EotWG is situated five miles from Falmouth in Cornwall, UK.
The site is fully autonomous for energy and water. A mix of traditional and perennial horticultures provide raw materials for on-site catering, and biofuel planted thirteen years ago provides site-grown fuel for cooking etc. A selection of agricultural buildings house educational/workshop spaces, and camping facilities allow visitors to engage in a year-round programme of activities.
Land use, food security, and the impact of shifting geopolitics are pressing contemporary issues challenging traditional relations between the rural and the urban. Framed by late capitalist lifestyle concerns, there is a developing focus away from urban centres onto the regions, driven by a growing awareness of sustainability issues within agricultural production, and the disintegration of urban social structures under the strain of property speculation.

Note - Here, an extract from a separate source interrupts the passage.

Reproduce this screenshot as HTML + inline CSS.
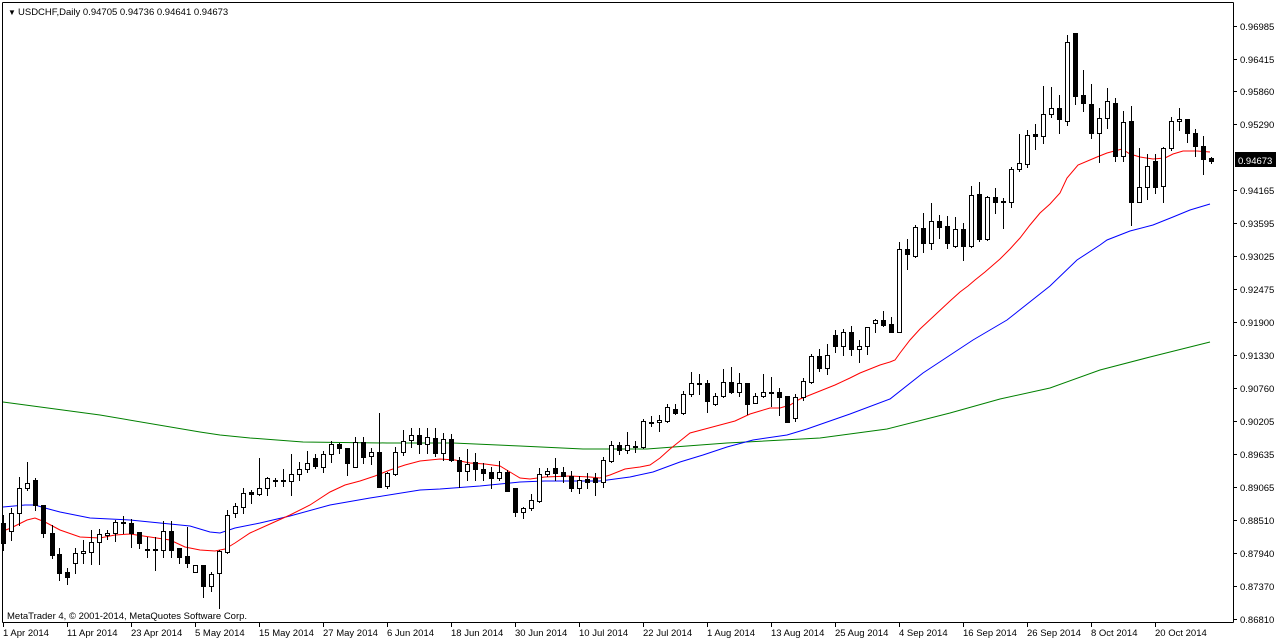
<!DOCTYPE html>
<html><head><meta charset="utf-8"><style>
html,body{margin:0;padding:0;background:#fff;width:1276px;height:641px;overflow:hidden}
svg{display:block}
text{font-family:"Liberation Sans",sans-serif;font-size:9.5px;fill:#000}
</style></head><body>
<svg id="s" width="1276" height="641" xmlns="http://www.w3.org/2000/svg">
<rect x="0" y="0" width="1276" height="641" fill="#fff"/>
<polyline fill="none" stroke="#008000" stroke-width="1" points="3,402 100,415 200,432 220,435 250,438 303,442 387,443 453,443 520,446 583,449 647,449 687,446 727,443 820,438 887,429 950,413 1000,399 1050,388 1100,370 1150,357 1210,342"/>
<polyline fill="none" stroke="#0000ff" stroke-width="1" points="3,507 25,505 35,505 45,508 60,512 90,518 130,520 160,523 190,526 210,532 220,533 235,528 260,523 290,516 330,505 370,498 420,490 440,489 480,486 500,484 520,482 545,481 600,481 630,477 653,472 680,462 703,455 727,447 753,440 787,435 807,429 850,414 890,399 923,373 973,340 1007,320 1050,286 1077,260 1100,245 1107,240 1130,231 1153,225 1173,217 1190,210 1210,204"/>
<polyline fill="none" stroke="#ff0000" stroke-width="1" points="3,531 11,528 27,520 35,518 45,522 60,530 80,537 100,538 115,535 130,534 150,537 170,540 185,547 200,550 215,551 225,549 235,543 250,533 270,524 290,515 310,505 330,492 345,485 360,481 375,476 390,470 405,465 420,461 440,459 455,460 470,463 485,464 500,466 510,472 520,478 530,479 545,477 570,476 590,477 600,478 610,475 625,469 640,467 650,465 660,458 670,449 680,441 690,433 705,429 720,425 735,421 750,414 760,411 770,408 780,408 790,405 800,399 810,395 820,391 835,385 850,378 860,373 870,369 880,365 890,362 895,360 900,353 910,340 920,329 935,315 950,301 960,292 968,286 975,280 985,272 1000,259 1010,249 1020,238 1030,225 1040,213 1050,204 1060,193 1067,178 1078,165 1097,157 1107,153 1122,149 1130,154 1140,157 1153,159 1165,158 1173,154 1183,151 1197,151 1210,152"/>
<g id="bars"></g>
<g fill="none" stroke="#000" stroke-width="1">
<line x1="2.5" y1="2.5" x2="1233.5" y2="2.5"/>
<line x1="2.5" y1="2.5" x2="2.5" y2="622.5"/>
<line x1="1233.5" y1="2.5" x2="1233.5" y2="622.5"/>
<line x1="2.5" y1="622.5" x2="1233.5" y2="622.5"/>
</g>
<g id="ax"></g>
<text x="8" y="15" style="font-size:8px">▼</text>
<text x="18" y="15">USDCHF,Daily  0.94705 0.94736 0.94641 0.94673</text>
<text x="7" y="619">MetaTrader 4, © 2001-2014, MetaQuotes Software Corp.</text>
<rect x="1235" y="152" width="41" height="15" fill="#000"/>
<text x="1238" y="164" style="fill:#fff">0.94673</text>
</svg>
<script>
var NS="http://www.w3.org/2000/svg";
function el(p,t,a,txt){var e=document.createElementNS(NS,t);for(var k in a)e.setAttribute(k,a[k]);if(txt)e.textContent=txt;p.appendChild(e);return e;}
var D="3,523,543,515,550,1|11,513,531,508,540,0|19,488,513,477,525,0|27,483,488,462,490,0|35,480,505,478,510,1|43,505,533,505,537,1|52,533,555,525,558,1|59,554,573,548,580,1|67,572,577,568,584,1|75,553,563,548,573,0|83,551,553,540,563,0|91,542,552,530,564,0|99,534,542,529,564,0|107,533,535,530,539,0|115,522,533,520,541,0|123,522,523,516,533,1|131,523,533,519,547,1|139,532,543,532,548,1|147,549,550,537,557,1|155,549,550,537,570,0|163,531,550,521,557,0|171,531,550,521,557,1|179,548,557,548,563,1|187,556,563,527,567,1|195,565,572,565,572,0|203,565,586,565,597,1|211,574,586,572,591,0|219,551,573,550,608,0|227,515,552,510,553,0|235,506,513,503,517,0|243,493,507,488,513,0|251,492,494,490,503,1|259,488,494,458,495,0|267,478,488,477,495,0|275,480,481,478,486,1|283,480,481,469,486,1|291,474,481,454,495,0|299,469,474,462,480,0|307,463,469,451,472,0|315,458,466,454,468,1|323,454,467,451,472,0|331,444,454,441,462,0|339,444,448,443,453,1|347,448,463,448,475,1|355,442,467,437,467,0|363,442,457,437,463,1|371,452,456,448,464,0|379,452,487,413,487,1|387,473,486,472,488,0|395,452,474,447,475,0|403,441,452,430,455,0|411,435,440,428,447,0|419,435,444,428,453,1|427,437,444,428,453,0|435,438,453,428,456,1|443,439,453,433,460,0|451,439,460,434,461,1|459,460,471,457,487,1|467,464,471,449,480,0|475,462,469,453,480,1|483,469,473,463,480,1|491,472,478,467,488,1|499,472,478,461,480,0|507,472,491,470,491,1|515,488,512,488,516,1|523,508,512,507,518,0|531,500,508,494,510,0|539,474,501,468,502,0|547,471,474,468,476,0|555,468,473,458,480,1|563,472,476,467,482,1|571,476,488,471,491,1|579,480,488,476,493,0|587,479,482,473,488,1|595,478,482,473,495,1|603,460,482,457,487,0|611,445,461,441,462,0|619,445,450,442,454,1|627,445,450,432,453,0|635,446,447,441,452,1|643,421,447,419,448,0|651,422,423,416,426,1|659,420,422,415,431,0|667,407,421,404,422,0|675,409,413,404,414,1|683,394,413,391,414,0|691,383,394,372,396,0|699,383,384,374,394,1|707,383,401,380,412,1|715,396,404,393,405,0|723,382,396,369,397,0|731,382,392,367,393,1|739,383,392,373,396,0|747,383,404,383,414,1|755,396,403,393,403,0|763,392,396,374,397,0|771,392,393,377,406,1|779,392,397,388,415,1|787,396,422,396,422,1|795,397,418,394,421,0|803,381,397,378,400,0|811,356,382,354,383,0|819,356,368,349,371,1|827,355,368,344,374,0|835,335,346,330,352,1|843,332,346,329,355,0|851,332,349,326,355,1|859,346,349,340,362,0|867,327,346,327,354,0|875,320,323,319,332,0|883,320,325,311,326,1|891,324,332,317,332,1|899,249,332,242,332,0|907,249,254,239,269,1|915,227,256,225,257,0|923,228,243,213,252,1|931,221,243,203,249,0|939,221,227,215,238,1|947,226,243,216,248,1|955,229,246,217,247,0|963,229,246,223,260,1|971,195,246,186,247,0|979,194,239,182,241,1|987,197,239,196,240,0|995,197,202,188,213,1|1003,201,202,198,228,1|1011,169,202,167,207,0|1019,163,169,134,171,0|1027,135,164,130,167,0|1035,134,136,124,149,1|1043,114,136,86,143,0|1051,108,114,87,117,0|1059,108,119,95,133,1|1067,42,121,35,125,0|1075,33,96,33,104,1|1083,95,103,70,111,1|1091,104,133,84,138,1|1099,118,133,108,162,0|1107,101,118,88,128,0|1115,103,156,98,161,1|1123,122,156,111,161,0|1131,121,202,106,225,1|1139,187,202,148,202,0|1147,166,187,154,199,0|1155,161,187,154,193,1|1163,148,186,147,202,0|1171,121,148,117,150,0|1179,119,121,108,130,0|1187,119,133,119,142,1|1195,133,146,129,156,1|1203,146,159,136,174,1|1211,158,161,157,163,1";
var g=document.getElementById("bars");
D.split("|").forEach(function(s){var v=s.split(",").map(Number);var x=v[0],t=v[1],b=v[2],wt=v[3],wb=v[4],k=v[5];
el(g,"line",{x1:x+0.5,y1:wt,x2:x+0.5,y2:wb+1,stroke:"#000","stroke-width":1});
if(b-t<1)b=t+1;
el(g,"rect",{x:x-1.5,y:t+0.5,width:4,height:b-t,fill:k?"#000":"#fff",stroke:"#000","stroke-width":1});});
var ax=document.getElementById("ax");
var P=[["0.96985",26],["0.96415",59],["0.95860",91],["0.95290",124],["0.94165",190],["0.93595",223],["0.93025",256],["0.92475",289],["0.91900",322],["0.91330",355],["0.90760",388],["0.90205",421],["0.89635",454],["0.89065",487],["0.88510",520],["0.87940",553],["0.87370",586],["0.86810",619]];
P.forEach(function(p){el(ax,"line",{x1:1233,y1:p[1]+0.5,x2:1237,y2:p[1]+0.5,stroke:"#000"});el(ax,"text",{x:1240,y:p[1]+4},p[0]);});
var L=["1 Apr 2014","11 Apr 2014","23 Apr 2014","5 May 2014","15 May 2014","27 May 2014","6 Jun 2014","18 Jun 2014","30 Jun 2014","10 Jul 2014","22 Jul 2014","1 Aug 2014","13 Aug 2014","25 Aug 2014","4 Sep 2014","16 Sep 2014","26 Sep 2014","8 Oct 2014","20 Oct 2014"];
L.forEach(function(l,i){var x=3+64*i;el(ax,"line",{x1:x+0.5,y1:622,x2:x+0.5,y2:627,stroke:"#000"});el(ax,"text",{x:x,y:636},l);});
</script>
</body></html>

Underpinning and overshadowing these effects, potential catastrophic collapse of social and ecological systems resulting from anthropogenic climate change throw the rural into stark relief. When global production/distribution systems break down, for many there will be no choice but to return to what is left of the garden. The ‘countryside’ can therefore no longer be seen as a retreat, utopia, or site of romantic contemplation; a rethinking of rural space will play a crucial role in conceiving possible futures beyond and through our unfolding crises.
EotWG hopes to provide a dynamic space in which to develop new thinking and practice, to open up dialogues between a local hub and wider international academic and art communities, and to instigate a new relation between local site and global anthropocenic discourse.
Inclusivity, learning, and participation are important elements of the EotWG ethos. Far from simply providing another anonymous institutional space, EotWG will invite visitors and contributors to actively engage with the site, living off-grid during events, participating in seasonal activities under the guidance of experienced horticulturalists, and contributing to food preparation and outdoor cooking under the guidance of professional chefs. This hands-on approach will provide the experiential ground for ongoing transdisciplinary explorations, a combination of theoretical and practical engagement.
Paul Chaney – director, lead artist (paulchaney.co.uk).
Field Notes – curatorial collective based in Falmouth, Cornwall (fieldnotes.org.uk).
Bram Thomas Arnold – performance artist and educator (bramthomasarnold.com).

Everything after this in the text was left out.